Caméra au poing, le réalisateur suit ces deux hommes de paix dans leurs rencontres avec la population centrafricaine. Alindao, le camp de déplacés de Bria, Bangassou… Inlassablement, les deux frères prêchent la paix. Auprès de citoyens en souffrance, à qui le réalisateur donne la parole pour la première fois. Une parole dure, sévère, envers les intégristes musulmans, envers les intégristes chrétiens que certains accusent de génocide, envers les casques bleus des Nations unies, envers les responsables politiques et la communauté internationale. En Centrafrique, «tout le monde se sert, il n’y a plus de frontières», soupirent d’autres, veuves, orphelins, déplacés.

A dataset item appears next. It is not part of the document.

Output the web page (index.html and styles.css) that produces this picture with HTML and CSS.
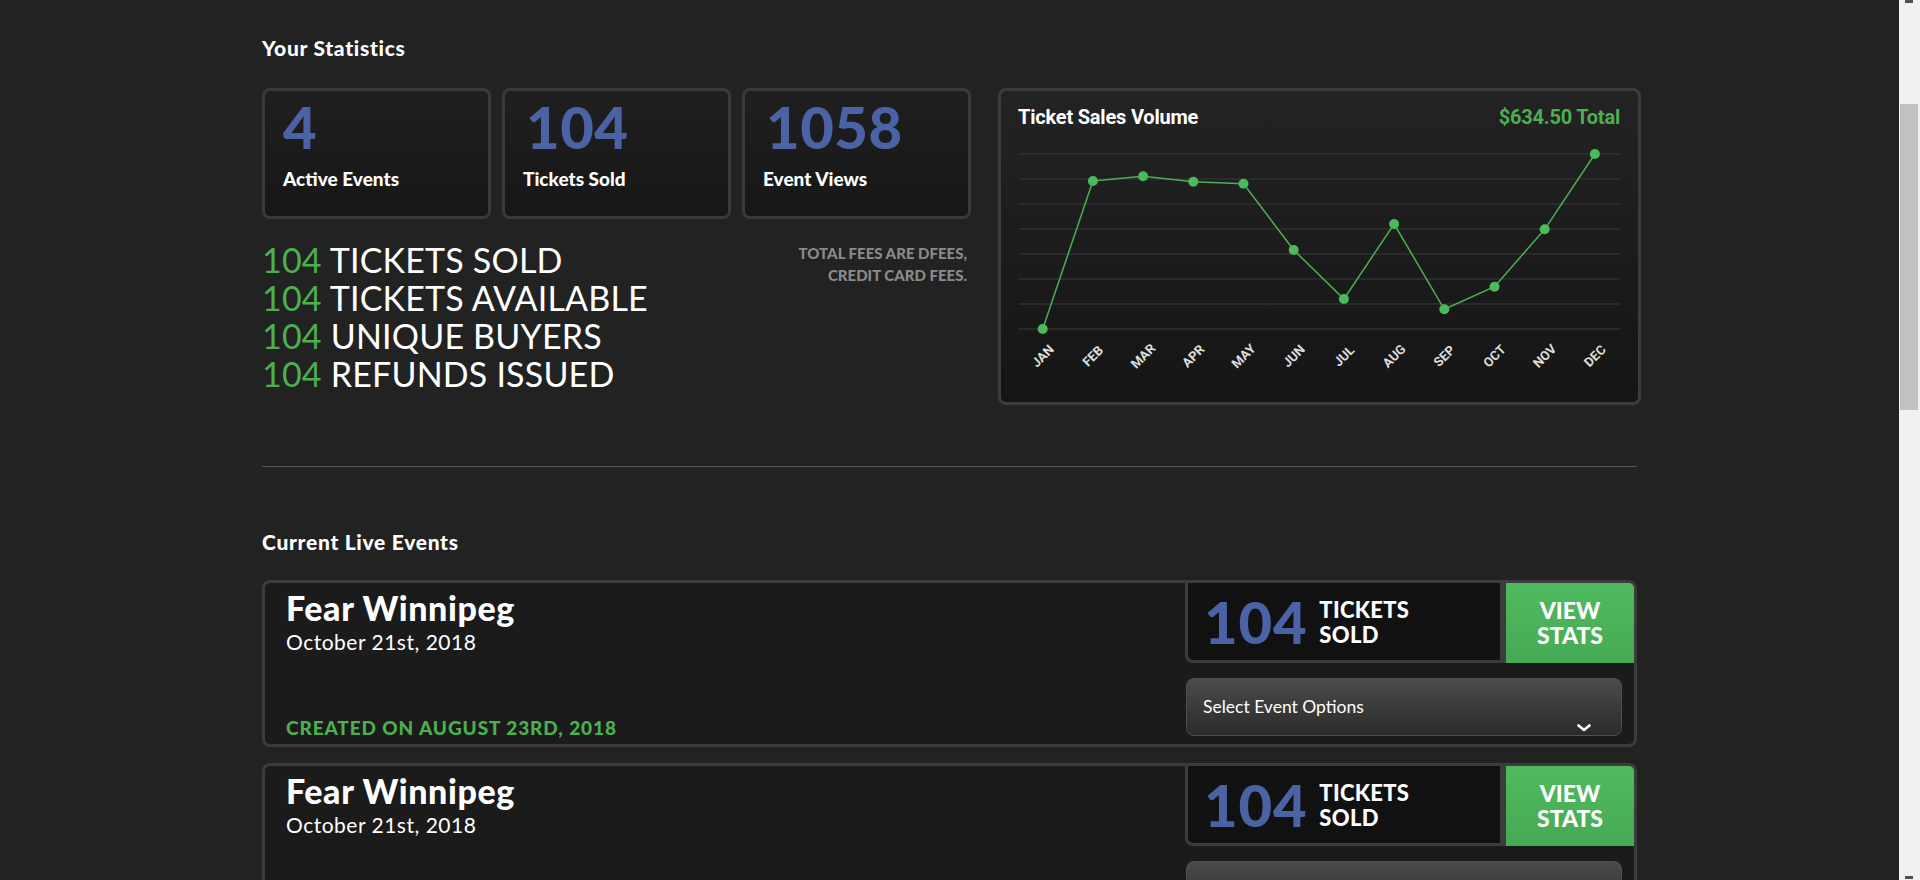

«Un peuple oublié en son propre pays», qui a finalement l’occasion d’être entendu, comme le dit Manuel von Stürler: «avec mon humilité, je voulais retranscrire leurs voix, leurs questionnements, leurs doutes». Sìrìrì n’a pas la prétention d’expliquer la complexité de cette guerre qui ronge la Centrafrique, il présente la brut réalité, à un moment donné, «le conflit dure et nous sentons une grande fatigue de la population», «je crois que c’est important de l’entendre pour espérer que les lignes bougent».
Dans Sìrìrì, qui veut dire «paix» en sango, le cardinal Nzapalainga, faisant corps avec sa jeep, bâton de pèlerin en main, parcourt inlassablement les pistes de son pays dans lequel un quart de la population est déplacée par les violences. Même quand la jeep se retrouve dans le fossé, le plus jeune des cardinaux électeurs ne perd ni son sourire ni son espérance. «Au fond de chacun, le désir de cohabitation est là», explique-t-il, «aujourd’hui nous avons fait beaucoup de pas, et nous devons continuer à les faire encore».
Si les pas sont faits, le film ne masque pas la violence omniprésente dans le pays. Ni les églises ni les hôpitaux ne sont respectés et sont attaqués, comme les habitations ou les écoles. «Des gens vivent de cette violence», soupire le cardinal, prendre les armes est finalement la route la plus directe pour accéder aux mines d’or et diamants, sans passer par le pouvoir central. Une violence qui ne décourageait pas non plus l’imam Layama, président du conseil supérieur islamique jusqu’à sa mort soudaine l’année dernière. Sourire aux lèvres, le religieux le martelait : «Il faudrait toujours avoir le courage d’allumer la lumière».
Le film s’achève avec sur une lueur d’espoir: au sanctuaire de Ngoukomba, une vingtaine de kilomètres au nord de Bangui, musulmans et chrétiens prient ensemble au soleil couchant. «La différence est respectée», détaille le cardinal, «le soleil brille pour tout le monde, les méchants comme les bons, finalement une dame (Marie, ndlr) nous rassemble».